==== Source data

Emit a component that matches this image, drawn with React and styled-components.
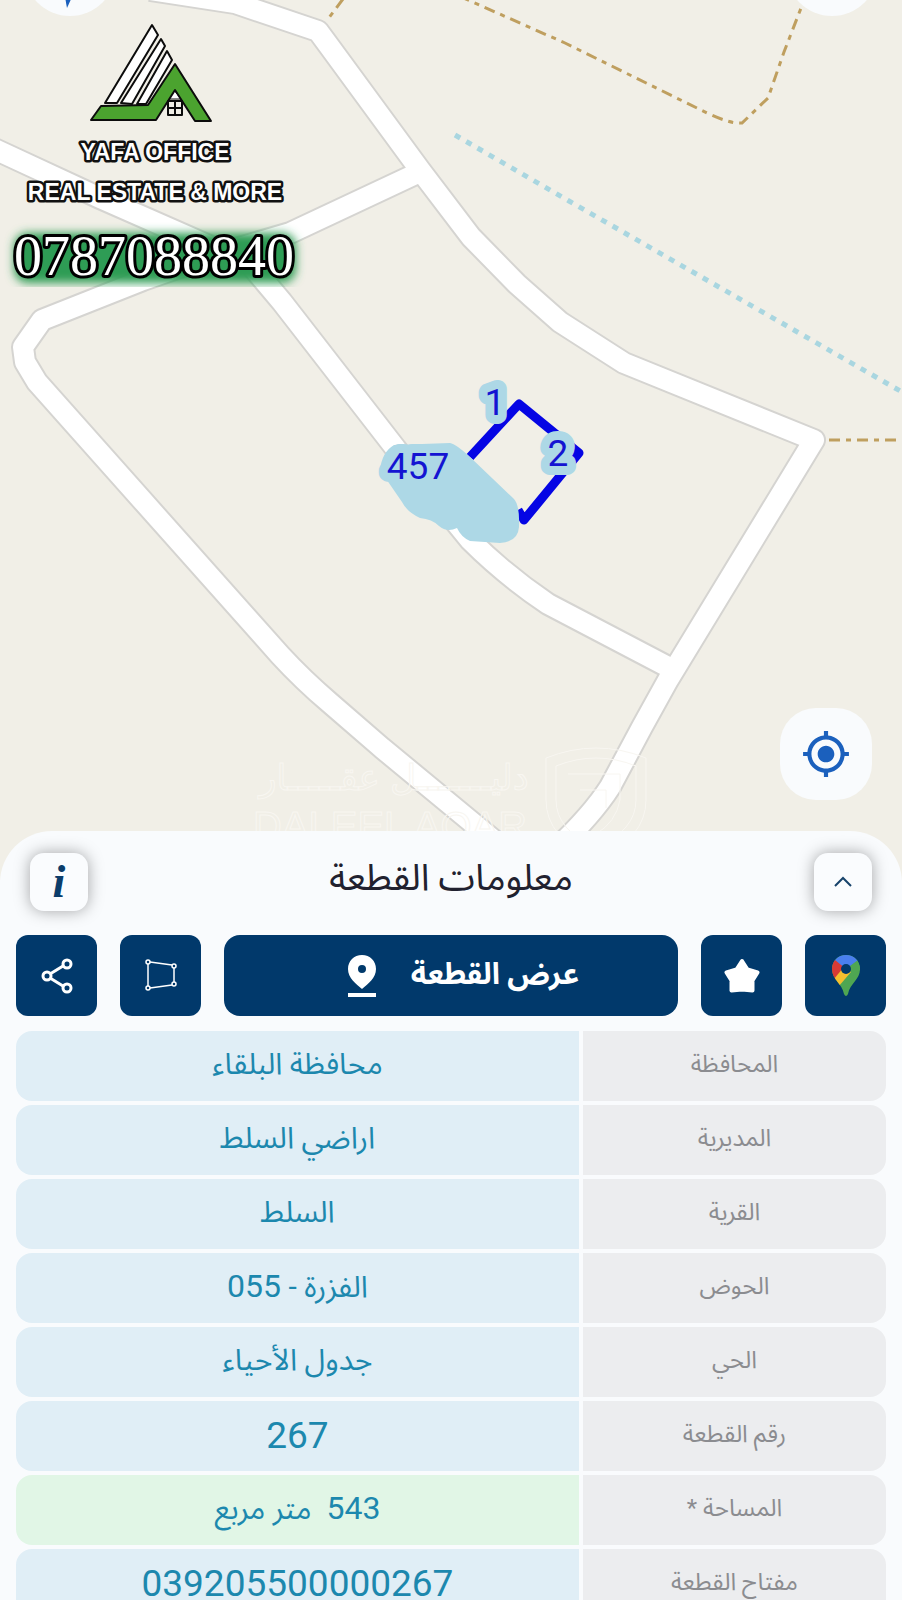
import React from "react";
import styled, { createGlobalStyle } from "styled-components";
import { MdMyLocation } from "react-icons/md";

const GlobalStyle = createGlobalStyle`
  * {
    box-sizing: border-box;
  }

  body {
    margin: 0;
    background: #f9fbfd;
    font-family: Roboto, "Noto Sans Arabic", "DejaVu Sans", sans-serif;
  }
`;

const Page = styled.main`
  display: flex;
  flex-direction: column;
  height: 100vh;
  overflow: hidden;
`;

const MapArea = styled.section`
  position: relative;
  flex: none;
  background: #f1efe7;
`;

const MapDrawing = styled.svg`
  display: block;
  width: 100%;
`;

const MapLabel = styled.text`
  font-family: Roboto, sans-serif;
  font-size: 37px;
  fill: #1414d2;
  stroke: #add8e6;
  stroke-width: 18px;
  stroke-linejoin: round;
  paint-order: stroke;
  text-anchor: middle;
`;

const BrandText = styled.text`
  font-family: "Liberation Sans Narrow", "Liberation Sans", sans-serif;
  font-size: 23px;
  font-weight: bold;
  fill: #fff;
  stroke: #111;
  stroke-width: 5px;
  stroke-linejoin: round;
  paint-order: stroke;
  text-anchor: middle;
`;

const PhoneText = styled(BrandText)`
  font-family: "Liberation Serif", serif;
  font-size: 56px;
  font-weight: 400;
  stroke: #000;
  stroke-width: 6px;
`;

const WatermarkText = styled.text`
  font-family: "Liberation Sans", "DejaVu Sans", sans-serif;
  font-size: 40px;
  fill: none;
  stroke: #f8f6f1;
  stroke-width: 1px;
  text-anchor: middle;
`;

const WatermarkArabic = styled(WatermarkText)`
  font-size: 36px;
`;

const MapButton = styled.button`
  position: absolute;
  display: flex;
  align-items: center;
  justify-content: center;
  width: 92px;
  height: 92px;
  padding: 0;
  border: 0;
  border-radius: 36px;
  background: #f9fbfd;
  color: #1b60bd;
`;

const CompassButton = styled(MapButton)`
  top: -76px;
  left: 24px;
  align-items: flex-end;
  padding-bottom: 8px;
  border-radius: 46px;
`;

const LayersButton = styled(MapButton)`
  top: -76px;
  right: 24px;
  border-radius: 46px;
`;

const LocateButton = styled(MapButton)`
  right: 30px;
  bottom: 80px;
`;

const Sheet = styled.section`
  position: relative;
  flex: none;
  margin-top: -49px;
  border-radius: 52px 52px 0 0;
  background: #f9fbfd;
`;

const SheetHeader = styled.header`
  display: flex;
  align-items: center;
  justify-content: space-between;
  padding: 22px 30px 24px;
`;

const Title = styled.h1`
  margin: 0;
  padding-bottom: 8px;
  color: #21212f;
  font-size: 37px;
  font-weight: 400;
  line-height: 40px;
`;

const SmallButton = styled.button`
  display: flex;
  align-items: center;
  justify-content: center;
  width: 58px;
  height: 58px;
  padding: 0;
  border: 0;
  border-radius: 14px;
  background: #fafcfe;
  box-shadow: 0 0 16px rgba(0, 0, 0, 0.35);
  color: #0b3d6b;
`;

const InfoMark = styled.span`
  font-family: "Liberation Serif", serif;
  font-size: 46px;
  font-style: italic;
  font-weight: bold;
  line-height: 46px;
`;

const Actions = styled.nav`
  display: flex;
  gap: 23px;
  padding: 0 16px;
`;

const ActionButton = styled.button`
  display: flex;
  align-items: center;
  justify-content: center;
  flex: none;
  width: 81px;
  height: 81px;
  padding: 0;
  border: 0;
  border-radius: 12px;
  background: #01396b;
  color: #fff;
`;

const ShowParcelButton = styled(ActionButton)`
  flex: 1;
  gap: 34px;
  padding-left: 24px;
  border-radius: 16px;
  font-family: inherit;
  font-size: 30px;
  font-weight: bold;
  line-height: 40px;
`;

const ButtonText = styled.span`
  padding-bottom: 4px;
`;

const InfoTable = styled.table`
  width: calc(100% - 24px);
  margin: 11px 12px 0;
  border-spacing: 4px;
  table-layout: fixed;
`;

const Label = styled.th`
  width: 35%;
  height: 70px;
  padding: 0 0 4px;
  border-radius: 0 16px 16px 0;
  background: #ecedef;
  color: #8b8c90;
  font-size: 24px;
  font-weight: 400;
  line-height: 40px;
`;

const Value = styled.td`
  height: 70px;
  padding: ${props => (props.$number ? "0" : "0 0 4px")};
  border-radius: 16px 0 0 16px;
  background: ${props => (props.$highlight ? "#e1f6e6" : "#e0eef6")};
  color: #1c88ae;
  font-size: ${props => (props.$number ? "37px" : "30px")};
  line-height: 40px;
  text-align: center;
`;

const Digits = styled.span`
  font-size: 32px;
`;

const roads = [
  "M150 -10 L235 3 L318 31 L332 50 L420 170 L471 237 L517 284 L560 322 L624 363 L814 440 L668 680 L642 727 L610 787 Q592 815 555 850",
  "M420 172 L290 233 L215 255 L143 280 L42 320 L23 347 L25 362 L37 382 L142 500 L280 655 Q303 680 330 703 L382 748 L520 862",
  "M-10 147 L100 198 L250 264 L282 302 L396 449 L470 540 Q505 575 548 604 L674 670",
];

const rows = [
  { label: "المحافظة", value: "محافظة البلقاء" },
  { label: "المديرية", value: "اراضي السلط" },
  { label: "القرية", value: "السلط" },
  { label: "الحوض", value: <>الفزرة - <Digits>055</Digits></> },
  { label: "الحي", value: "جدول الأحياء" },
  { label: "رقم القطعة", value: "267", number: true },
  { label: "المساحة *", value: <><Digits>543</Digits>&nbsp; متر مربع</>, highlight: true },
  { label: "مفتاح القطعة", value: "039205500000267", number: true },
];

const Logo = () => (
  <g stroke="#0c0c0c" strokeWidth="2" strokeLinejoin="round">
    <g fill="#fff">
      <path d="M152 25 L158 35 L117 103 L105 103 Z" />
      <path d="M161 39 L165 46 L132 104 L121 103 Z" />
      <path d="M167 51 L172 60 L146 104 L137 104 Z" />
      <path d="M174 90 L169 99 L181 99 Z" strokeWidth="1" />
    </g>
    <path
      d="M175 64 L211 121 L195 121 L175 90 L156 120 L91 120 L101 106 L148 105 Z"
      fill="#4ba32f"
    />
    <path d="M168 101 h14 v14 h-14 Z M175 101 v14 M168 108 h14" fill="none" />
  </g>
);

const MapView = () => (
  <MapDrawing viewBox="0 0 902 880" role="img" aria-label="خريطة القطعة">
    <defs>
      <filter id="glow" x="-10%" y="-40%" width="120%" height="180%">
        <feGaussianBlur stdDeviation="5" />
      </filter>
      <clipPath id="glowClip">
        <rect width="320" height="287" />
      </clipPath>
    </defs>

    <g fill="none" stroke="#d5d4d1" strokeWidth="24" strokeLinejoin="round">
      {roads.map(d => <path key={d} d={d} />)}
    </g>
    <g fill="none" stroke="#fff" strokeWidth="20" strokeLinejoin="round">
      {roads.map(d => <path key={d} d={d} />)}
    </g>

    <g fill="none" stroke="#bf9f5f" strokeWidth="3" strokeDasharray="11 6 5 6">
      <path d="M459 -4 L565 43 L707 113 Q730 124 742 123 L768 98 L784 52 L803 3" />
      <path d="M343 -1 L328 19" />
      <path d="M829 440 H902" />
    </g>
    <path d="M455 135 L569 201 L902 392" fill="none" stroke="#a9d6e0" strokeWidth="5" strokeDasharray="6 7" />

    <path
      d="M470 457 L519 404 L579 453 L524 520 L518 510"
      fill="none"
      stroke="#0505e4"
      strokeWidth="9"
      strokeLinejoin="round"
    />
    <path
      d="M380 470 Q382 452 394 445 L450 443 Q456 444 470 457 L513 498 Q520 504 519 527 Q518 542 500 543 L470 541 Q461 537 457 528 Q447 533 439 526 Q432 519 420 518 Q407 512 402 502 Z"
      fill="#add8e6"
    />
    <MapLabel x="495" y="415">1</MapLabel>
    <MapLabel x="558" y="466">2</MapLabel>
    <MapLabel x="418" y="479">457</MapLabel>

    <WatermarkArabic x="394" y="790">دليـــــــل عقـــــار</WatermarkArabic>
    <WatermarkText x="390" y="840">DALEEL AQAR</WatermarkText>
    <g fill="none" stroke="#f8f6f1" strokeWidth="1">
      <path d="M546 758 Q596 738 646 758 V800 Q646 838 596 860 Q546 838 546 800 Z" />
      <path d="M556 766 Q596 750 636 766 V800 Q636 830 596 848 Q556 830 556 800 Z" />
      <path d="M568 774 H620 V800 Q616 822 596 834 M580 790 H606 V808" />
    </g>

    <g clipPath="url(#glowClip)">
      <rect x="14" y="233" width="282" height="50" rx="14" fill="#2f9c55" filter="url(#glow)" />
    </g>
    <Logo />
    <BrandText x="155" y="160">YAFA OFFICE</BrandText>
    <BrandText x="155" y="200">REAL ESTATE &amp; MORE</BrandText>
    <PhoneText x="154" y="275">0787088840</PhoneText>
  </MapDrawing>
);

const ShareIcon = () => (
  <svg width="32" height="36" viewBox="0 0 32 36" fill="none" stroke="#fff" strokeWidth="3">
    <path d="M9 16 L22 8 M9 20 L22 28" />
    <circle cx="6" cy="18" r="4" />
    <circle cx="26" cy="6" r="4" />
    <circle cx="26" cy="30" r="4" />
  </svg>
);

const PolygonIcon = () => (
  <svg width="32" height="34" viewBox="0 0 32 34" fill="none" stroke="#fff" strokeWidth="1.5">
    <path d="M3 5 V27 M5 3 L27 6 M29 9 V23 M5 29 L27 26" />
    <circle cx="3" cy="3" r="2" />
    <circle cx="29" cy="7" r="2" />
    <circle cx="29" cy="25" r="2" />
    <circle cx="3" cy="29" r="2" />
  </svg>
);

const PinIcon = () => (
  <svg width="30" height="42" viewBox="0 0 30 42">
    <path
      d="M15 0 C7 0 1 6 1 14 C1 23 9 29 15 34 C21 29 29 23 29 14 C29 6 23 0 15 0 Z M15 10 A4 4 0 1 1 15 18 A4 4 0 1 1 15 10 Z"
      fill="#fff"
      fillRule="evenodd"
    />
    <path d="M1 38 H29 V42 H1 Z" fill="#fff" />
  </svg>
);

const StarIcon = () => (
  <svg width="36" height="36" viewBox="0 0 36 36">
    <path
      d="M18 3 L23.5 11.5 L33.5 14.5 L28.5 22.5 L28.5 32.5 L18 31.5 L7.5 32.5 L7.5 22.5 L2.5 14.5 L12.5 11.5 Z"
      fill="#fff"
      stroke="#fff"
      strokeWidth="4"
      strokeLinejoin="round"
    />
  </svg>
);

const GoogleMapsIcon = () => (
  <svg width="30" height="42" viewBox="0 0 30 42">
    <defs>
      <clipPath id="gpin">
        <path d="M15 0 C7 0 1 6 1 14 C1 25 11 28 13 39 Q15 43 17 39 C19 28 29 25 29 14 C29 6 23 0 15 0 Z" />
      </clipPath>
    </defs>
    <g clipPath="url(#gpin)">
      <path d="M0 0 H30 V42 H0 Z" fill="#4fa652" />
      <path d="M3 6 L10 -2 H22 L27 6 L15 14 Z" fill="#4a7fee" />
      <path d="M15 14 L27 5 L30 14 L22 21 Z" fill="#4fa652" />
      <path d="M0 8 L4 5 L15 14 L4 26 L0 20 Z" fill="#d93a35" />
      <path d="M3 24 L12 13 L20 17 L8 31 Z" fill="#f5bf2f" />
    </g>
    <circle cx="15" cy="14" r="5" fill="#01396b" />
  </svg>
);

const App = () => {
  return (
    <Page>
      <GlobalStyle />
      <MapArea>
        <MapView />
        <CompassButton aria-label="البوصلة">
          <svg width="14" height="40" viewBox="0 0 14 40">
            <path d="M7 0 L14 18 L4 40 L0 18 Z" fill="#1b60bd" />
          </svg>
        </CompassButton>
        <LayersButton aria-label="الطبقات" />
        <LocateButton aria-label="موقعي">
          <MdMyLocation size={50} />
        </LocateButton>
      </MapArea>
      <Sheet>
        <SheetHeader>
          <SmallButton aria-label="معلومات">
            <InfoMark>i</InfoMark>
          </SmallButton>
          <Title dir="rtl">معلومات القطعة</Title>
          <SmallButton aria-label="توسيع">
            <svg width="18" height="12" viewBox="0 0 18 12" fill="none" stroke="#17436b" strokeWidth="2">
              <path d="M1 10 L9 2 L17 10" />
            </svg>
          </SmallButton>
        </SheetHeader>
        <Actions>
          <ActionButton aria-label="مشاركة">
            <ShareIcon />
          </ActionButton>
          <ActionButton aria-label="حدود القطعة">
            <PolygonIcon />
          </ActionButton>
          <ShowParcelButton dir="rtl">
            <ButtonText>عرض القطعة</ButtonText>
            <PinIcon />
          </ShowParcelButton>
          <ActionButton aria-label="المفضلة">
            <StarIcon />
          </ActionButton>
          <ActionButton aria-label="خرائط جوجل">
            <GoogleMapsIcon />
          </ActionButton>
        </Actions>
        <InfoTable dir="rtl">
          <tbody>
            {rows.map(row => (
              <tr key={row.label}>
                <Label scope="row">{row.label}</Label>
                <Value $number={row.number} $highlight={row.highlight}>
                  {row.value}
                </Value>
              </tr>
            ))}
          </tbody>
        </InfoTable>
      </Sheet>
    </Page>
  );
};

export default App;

========

What to work on – Locate all lines that include the word "components" and copy them out.

Correct response –
Emit a component that matches this image, drawn with React and styled-components.
import styled, { createGlobalStyle } from "styled-components";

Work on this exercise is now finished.